Ceux-là seuls, en effet, qui ont connu Saint-Nicolas-du-Chardonnet dans ces années brillantes de 1838 à 1844 peuvent se faire une idée de la vie intense qui s’y développait[1]. Et cette vie n’avait qu’une seule source, un seul principe, M. Dupanloup lui-même. Il était sa maison tout entière. Le règlement, l’usage, l’administration, le gouvernement spirituel et temporel, c’était lui. La maison était pleine de parties défectueuses ; il suppléait à tout. L’écrivain, l’orateur, chez lui, étaient de second ordre ; l’éducateur était tout à fait sans égal. L’ancien règlement de Saint-Nicolas-du-Chardonnet renfermait, comme tous les règlemens de séminaires, un exercice appelé la lecture spirituelle.
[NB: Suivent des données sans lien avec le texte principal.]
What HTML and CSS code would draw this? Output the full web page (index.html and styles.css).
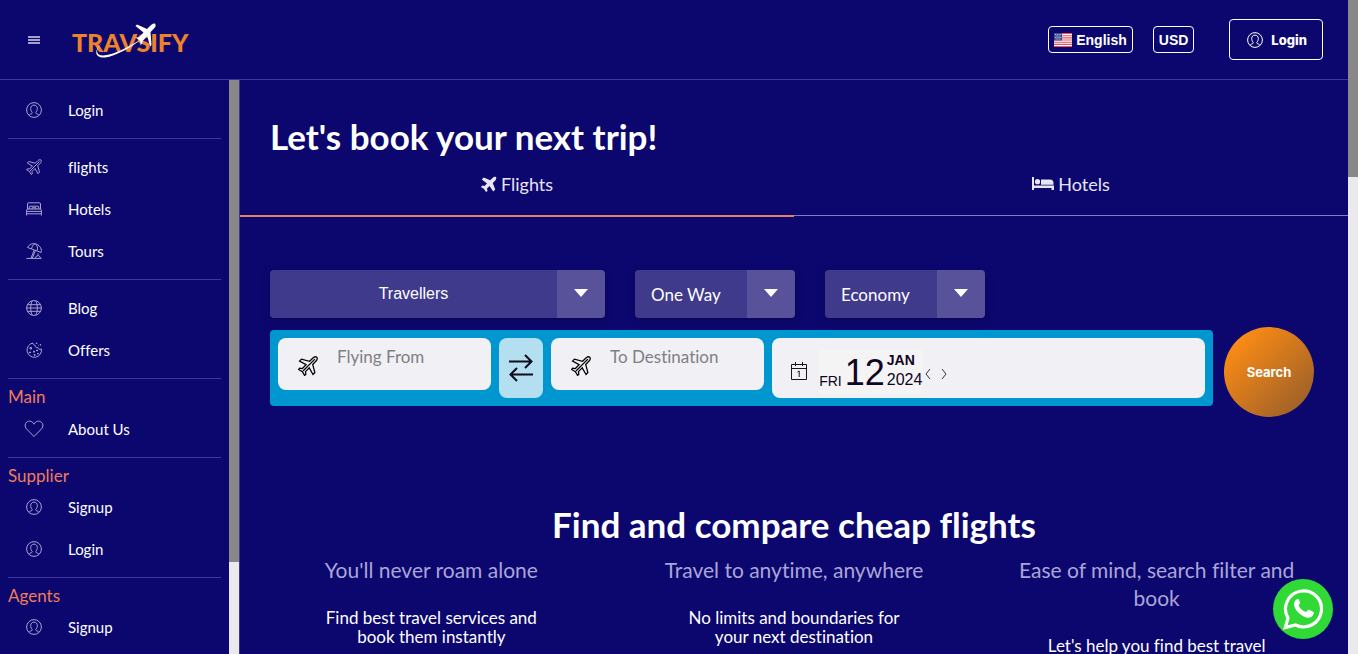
FILE: index.html
```html
<!DOCTYPE html>
<html lang="en">
<head>
<meta charset="utf-8">
<meta name="viewport" content="width=device-width, initial-scale=1">
<title>Travsify</title>
<link rel="stylesheet" href="styles.css">
</head>
<body>
<svg class="defs" width="0" height="0" aria-hidden="true">
  <symbol id="user" viewBox="0 0 16 16"><circle cx="8" cy="8" r="7.4"/><path d="M3.200 13.400c.2-1.100 1.400-1.400 2.500-1.800.6-.3.7-.9.3-1.500C4.900 8.800 4.700 7.700 4.700 6.500 4.700 4.500 6 3.100 8 3.100s3.300 1.400 3.300 3.400c0 1.200-.2 2.300-1.300 3.600-.4.6-.3 1.200.3 1.500 1.100.4 2.300.7 2.500 1.800"/></symbol>
  <symbol id="plane" viewBox="0 0 32 32"><path d="M30 2c-2-1.500-5 0-6.500 1.500L18.500 8.500 5.500 5 2.500 8 13 14l-6 6-4.500-.5L1 21.500l6 3.500 3.500 6 2-1.500L12 25l6-6 6 10.500 3-3-3.500-13 5-5C30 7 31.500 4 30 2zM8 24 27 5"/></symbol>
  <symbol id="bed" viewBox="0 0 16 16"><path d="M1.500 8V3q0-1.200 1.200-1.200h10.600q1.200 0 1.200 1.200v5M.6 14.500V9.300q0-1.300 1.300-1.300h12.200q1.300 0 1.300 1.300v5.200M.6 10.400h14.800M.6 12.800h14.800M3.200 8V6q0-.8.8-.8h8q.8 0 .8.800v2M6 8V6.800h4V8"/></symbol>
  <symbol id="beach" viewBox="0 0 16 16"><path d="M1.500 4.500C4-.5 11-.9 14.500 4.500c1 1.900 1 3.800.7 5L1.500 4.500zM5.500 5.800C6.300 2.300 8 1 9.500 1.100c2 1 2.500 4.500 1.500 6.600M8.200 7 5 15.300M6.300 15.300l3.100-7.800M.5 15.400h15M9.500 15.300c0-3.500 4.800-3.500 4.800 0M12 12.500v-2"/></symbol>
  <symbol id="globe" viewBox="0 0 16 16"><circle cx="8" cy="8" r="7.400"/><path d="M1.600 4.700h12.800M1.600 11.300h12.800M.6 8h14.800M6.200.8c-2 4-2 10.400 0 14.400M9.800.8c2 4 2 10.400 0 14.400"/></symbol>
  <symbol id="cookie" viewBox="0 0 16 16"><path d="M7 1A7.200 7.200 0 1 0 15.400 7c-2.200.7-3.400-.2-3.500-1.500-2 .3-2.900-.6-2.600-2.100C7.900 3.200 7 2.200 7 1z"/><path d="M4 5.500h1.500v1.500H4zM3.500 10h1v.8h-1zM7.500 9.200h1v1h-1zM10.500 8h1v.8h-1zM8.200 12.500h1v.8h-1zM11.500 11.500h1v.5h-1zM10.200 1h.8v.5h-.8zM14 2.600h.8v.5H14zM12 3.500h.6"/></symbol>
  <symbol id="heart" viewBox="0 0 20 18"><path d="M10 16.500 2.400 8.800C.5 6.500.8 3.600 2.600 2.200 5 .4 8.500 1 10 4.200 11.500 1 15 .4 17.400 2.200c1.800 1.400 2.100 4.300.2 6.600z"/></symbol>
</svg>
<div class="page">
  <div class="app">
    <header class="header">
      <button class="menu" aria-label="Menu"><span></span><span></span><span></span></button>
      <a class="logo" href="#" aria-label="Travsify">
        <span>TRAVSIFY</span>
        <svg class="logo-art" viewBox="0 0 120 40" aria-hidden="true">
          <path d="M30 21C22 29 24 35 35 33 49 30 60 22 70 17 58 26 44 34 33 35.500 22 36 22 28 30 21z"/>
          <path d="M83 1.500c-2-.5-4 1-5.500 3L75 7 65 2.500l-1.500 1.500 8 6.500-4.500 5-4-.3 5 3.200.8 5 2-4.500 4.500-5 2.700 10.500 1.500-1.500L78.500 10l3-3c1.500-1.500 3-3 1.500-5.500z"/>
        </svg>
      </a>
      <div class="actions">
        <button class="chip">
          <svg class="flag" viewBox="0 0 18 14" aria-hidden="true"><path fill="#fff" d="M0 0h18v14H0z"/><path stroke="#e8505f" stroke-width="1.100" d="M0 .5h18M0 2.700h18M0 4.900h18M0 7h18M0 9.200h18M0 11.400h18M0 13.500h18"/><path fill="#3b4a92" d="M0 0h8v7.500H0z"/><path stroke="#fff" stroke-width=".8" stroke-dasharray=".8 1" d="M1 1.500h6.500M1.800 3h5M1 4.500h6.500M1.800 6h5"/></svg>
          English</button>
        <button class="chip">USD</button>
        <button class="login"><svg class="icon" aria-hidden="true"><use href="#user"/></svg>Login</button>
      </div>
    </header>
    <div class="body">
      <aside class="sidebar">
        <nav class="nav">
          <a href="#"><svg class="icon"><use href="#user"/></svg>Login</a>
          <hr>
          <a href="#"><svg class="icon"><use href="#plane"/></svg>flights</a>
          <a href="#"><svg class="icon"><use href="#bed"/></svg>Hotels</a>
          <a href="#"><svg class="icon"><use href="#beach"/></svg>Tours</a>
          <hr>
          <a href="#"><svg class="icon"><use href="#globe"/></svg>Blog</a>
          <a href="#"><svg class="icon"><use href="#cookie"/></svg>Offers</a>
          <hr class="tight">
          <h2>Main</h2>
          <a href="#"><svg class="icon"><use href="#heart"/></svg>About Us</a>
          <hr class="tight">
          <h2>Supplier</h2>
          <a href="#"><svg class="icon"><use href="#user"/></svg>Signup</a>
          <a href="#"><svg class="icon"><use href="#user"/></svg>Login</a>
          <hr class="tight">
          <h2>Agents</h2>
          <a href="#"><svg class="icon"><use href="#user"/></svg>Signup</a>
        </nav>
        <div class="bar"><div class="thumb side-thumb"></div></div>
      </aside>
      <main class="main">
        <h1 class="title">Let's book your next trip!</h1>
        <div class="tabs" role="tablist">
          <button class="tab active" role="tab" aria-selected="true">
            <svg width="16" height="16" viewBox="0 0 32 32" aria-hidden="true"><path fill="currentColor" d="M30 2c-2-1.500-5 0-6.500 1.500L18.500 8.500 5.500 3 1.500 7 12 15l-5 5-5-1L0 22l6 4 4 6 3-2-1-5 5-5 7.500 11 4-4-5-13 5-5C30 7 31.500 4 30 2z"/></svg>
            Flights</button>
          <button class="tab" role="tab" aria-selected="false">
            <svg width="22" height="14" viewBox="0 0 22 14" aria-hidden="true"><path fill="currentColor" d="M0 0h2v8.500h20V13h-2.500v-2H2v2H0zM9 2.500h9q3.500 0 3.500 3.500v1.800H9z"/><circle fill="currentColor" cx="5.500" cy="4.700" r="2.600"/></svg>
            Hotels</button>
        </div>
        <form class="search">
          <div class="options">
            <button type="button" class="drop travellers">Travellers</button>
            <div class="drop"><select aria-label="Trip type"><option>One Way</option><option>Return</option></select></div>
            <div class="drop"><select aria-label="Cabin class"><option>Economy</option><option>Business</option></select></div>
          </div>
          <div class="row">
            <div class="fields">
              <label class="field"><svg class="icon"><use href="#plane"/></svg><input type="text" placeholder="Flying From" aria-label="Flying From"></label>
              <button type="button" class="swap" aria-label="Swap"><svg width="24" height="28" viewBox="0 0 24 28"><path fill="none" stroke="#0c0c1c" stroke-width="2" d="M0 7.500h22M16 1l6.500 6.500L16 14M24 20.500H2M8 14l-6.500 6.500L8 27"/></svg></button>
              <label class="field"><svg class="icon"><use href="#plane"/></svg><input type="text" placeholder="To Destination" aria-label="To Destination"></label>
              <div class="date">
                <svg width="16" height="18" viewBox="0 0 16 18" aria-hidden="true"><path fill="none" stroke="#15151f" d="M.5 2.500h15v15H.5zM.5 6.500h15M4.500 0v4M11.500 0v4M6.500 10l1.700-1v6"/></svg>
                <div class="cal"><span class="dow">FRI</span><span class="day">12</span><span class="my"><b>JAN</b><span>2024</span></span></div>
                <button type="button" class="step" aria-label="Previous day"><svg width="6" height="12" viewBox="0 0 6 12"><path d="M5 1 1 6l4 5"/></svg></button>
                <button type="button" class="step" aria-label="Next day"><svg width="6" height="12" viewBox="0 0 6 12"><path d="m1 1 4 5-4 5"/></svg></button>
              </div>
            </div>
            <button class="go">Search</button>
          </div>
        </form>
        <section class="info">
          <h2>Find and compare cheap flights</h2>
          <div class="cols">
            <article><h3>You'll never roam alone</h3><p>Find best travel services and book them instantly</p></article>
            <article><h3>Travel to anytime, anywhere</h3><p>No limits and boundaries for your next destination</p></article>
            <article><h3>Ease of mind, search filter and book</h3><p>Let's help you find best travel</p></article>
          </div>
        </section>
      </main>
    </div>
  </div>
  <div class="bar"><div class="thumb page-thumb"></div></div>
</div>
<a class="whatsapp" href="#" aria-label="WhatsApp"><svg width="40" height="42" viewBox="0 0 40 42"><path fill="none" stroke="#fff" stroke-width="3.200" d="M2.300 39.500 5 30A18 18 0 1 1 12.500 37z"/><path fill="#fff" d="M13.300 11.500c-5 4-1 10.500 3.700 14.600 5.500 4.700 12 5.500 13.800-.8.200-1.200 0-1.400-4.800-3.600-1.500-.4-1.800 1.400-3.100 2.400-3.900-1.300-6.200-4.100-7.400-6.800 1.800-2 1.900-2.300 1.300-3.600l-1.300-2.900z"/></svg></a>
</body>
</html>
```
FILE: styles.css
```css
* { box-sizing: border-box; }
body { margin: 0; background: #0c076f; color: #fff; font-family: Lato, "Open Sans", sans-serif; font-variant-ligatures: none; overflow: hidden; }
button, input, select { font: inherit; color: inherit; }
button { cursor: pointer; border: 0; padding: 0; background: none; }
a { color: inherit; text-decoration: none; }
h1, h2, h3, p { margin: 0; }
.defs { position: absolute; }
.page { display: flex; height: 100vh; }
.app { flex: 1; display: flex; flex-direction: column; min-width: 0; }
.bar { width: 10px; flex: none; background: #e9e9ee; }
.thumb { background: #888; }
.page-thumb { height: 27%; }
.side-thumb { height: 84%; }
.icon { width: 16px; height: 16px; flex: none; fill: none; stroke: currentColor; }

.header { height: 80px; flex: none; display: flex; align-items: center; border-bottom: 1px solid #423196; padding: 0 25px 0 28px; }
.menu { width: 12px; display: grid; gap: 1px; }
.menu span { height: 2px; background: #a5a0cb; }
.logo { position: relative; margin: 4px 0 0 32px; width: 120px; font-size: 25px; line-height: 40px; font-weight: 900; color: #ec832b; }
.logo-art { position: absolute; left: 0; top: 0; width: 120px; height: 40px; fill: #fff; }
.actions { margin-left: auto; display: flex; align-items: center; gap: 20px; }
.chip { height: 27px; padding: 0 5px; border: 1px solid #fff; border-radius: 4px; display: flex; align-items: center; gap: 4px; font: bold 14px "Liberation Sans", sans-serif; }
.flag { width: 18px; height: 14px; }
.login { height: 41px; margin-left: 15px; padding: 0 15px 0 17px; border: 1px solid #fff; border-radius: 4px; display: flex; align-items: center; gap: 8px; font: 800 13px Inter, sans-serif; }
.login .icon { stroke-width: 1; }

.body { flex: 1; display: flex; min-height: 0; }
.sidebar { width: 240px; flex: none; display: flex; border-right: 1px solid #423196; }
.nav { flex: 1; padding: 9px 8px 0; overflow: hidden; }
.nav a { display: flex; align-items: center; gap: 26px; height: 42px; padding-left: 18px; font-size: 15px; }
.nav .icon { color: #aaa3d2; stroke-width: 1; }
.nav .icon:has([href="#plane"]) { stroke-width: 2; }
.nav .icon:has([href="#heart"]) { width: 20px; height: 18px; margin: 0 -2px; stroke-width: 1; }
.nav hr { margin: 7px 0; border: 0; border-top: 1px solid #423196; }
.nav .tight { margin-bottom: 0; }
.nav h2 { font-size: 17px; line-height: 28px; height: 29px; padding-top: 4px; font-weight: 400; color: #f07c5a; }
.nav h2 ~ h2 { height: 28px; }

.main { flex: 1; min-width: 0; overflow: hidden; }
.title { padding: 36px 30px 0; font-size: 35px; line-height: 40px; font-weight: 700; }
.tabs { display: flex; align-items: flex-start; margin-top: 6px; }
.tab { flex: 1; height: 54px; padding-bottom: 10px; display: flex; align-items: center; justify-content: center; gap: 4px; font-size: 18px; color: #e7e5f3; border-bottom: 1px solid #857fb9; }
.tab.active { height: 55px; border-bottom: 2px solid #e58360; }
.search { padding: 53px 34px 0 30px; }
.options { display: flex; gap: 30px; margin-bottom: 12px; }
.drop { position: relative; width: 160px; height: 48px; border-radius: 4px; color: #fff; background: linear-gradient(to left, #58529a 48px, #403a8c 48px); box-shadow: 0 2px 8px rgba(0, 0, 0, .25); }
.drop::after { content: ""; position: absolute; right: 17px; top: 19px; border: 7px solid transparent; border-top: 8px solid #fff; border-bottom: 0; }
.travellers { width: 335px; padding-right: 48px; font: 16px "Liberation Sans", sans-serif; }
.drop select { width: 100%; height: 100%; appearance: none; border: 0; background: none; padding: 0 48px 0 16px; font-size: 17px; }
.drop option { color: #000; }
.row { display: flex; align-items: flex-start; gap: 11px; }
.fields { flex: 1; display: grid; grid-template-columns: 32fr 44px 32fr 65fr; gap: 8px; padding: 8px; background: #0096d0; border-radius: 4px; align-items: start; }
.field { display: flex; min-width: 0; height: 52px; padding: 0 8px 0 20px; border-radius: 8px; background: #f1f0f4; color: #000; }
.field .icon { width: 20px; height: 20px; margin-top: 18px; stroke-width: 2; }
.field input { flex: 1; min-width: 0; height: 36px; border: 0; padding: 0 0 0 19px; background: none; font-size: 17px; outline: 0; }
.field input::placeholder { color: #807f85; opacity: 1; }
.swap { height: 60px; border-radius: 8px; background: #b3dff0; display: grid; place-items: center; }
.date { height: 60px; display: flex; align-items: center; padding: 6px 19px 0; border-radius: 8px; background: #f1f0f4; color: #10051f; }
.cal { display: flex; align-items: flex-end; margin: 0 3px 0 12px; padding-bottom: 5px; background: #f4f4f5; font-family: "Liberation Sans", sans-serif; }
.dow { font-size: 14px; line-height: 16px; }
.day { margin: 0 2px 0 3px; font-size: 36px; line-height: 32px; }
.my { display: grid; font-size: 16px; line-height: 18px; }
.my b { font-size: 14px; line-height: 22px; }
.step { margin-right: 10px; padding-top: 6px; display: grid; }
.step path { fill: none; stroke: #333; }
.go { width: 90px; height: 90px; margin-top: -3px; flex: none; border-radius: 50%; background: linear-gradient(135deg, #fa8b15 15%, #9d6029 90%); font: bold 13px Inter, sans-serif; }
.info { padding: 85px 10px 0; text-align: center; }
.info h2 { font-size: 35px; line-height: 44px; font-weight: 700; }
.cols { display: grid; grid-template-columns: repeat(3, 1fr); margin-top: 10px; }
.info article { padding: 0 40px; }
.info h3 { font-size: 21px; line-height: 28px; font-weight: 400; color: #aaa5d7; }
.info p { padding: 0 26px; margin-top: 24px; font-size: 17px; line-height: 19px; }
.whatsapp { position: fixed; right: 25px; bottom: 15px; width: 60px; height: 60px; border-radius: 50%; background: #30d936; display: grid; place-items: center; }
```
Tous les soirs, une demi-heure devait être consacrée à la lecture d’un ouvrage ascétique ; M. Dupanloup se substitua d’emblée à saint Jean Climaque et aux Vies des pères du désert. Cette demi-heure, il la prit pour lui. Tous les jours, il se mit directement en rapport avec la totalité de ses élèves par un entretien intime, souvent comparable pour l’abandon et le naturel aux homélies de Jean Chrysostome dans la Palœa d’Antioche. Toute circonstance de la vie intérieure de la maison, tout événement personnel au supérieur, ou à l’un des élèves, était l’occasion d’un entretien rapide, animé. La séance des notes du vendredi était quelque chose de plus saisissant et de plus personnel encore. Chacun vivait dans l’attente de ce jour. Les observations dont le supérieur

  1. Ce tableau a été très bien tracé par M. Adolphe Morillon : Souvenirs de Saint-Nicolas ; Paris, Lecoffre.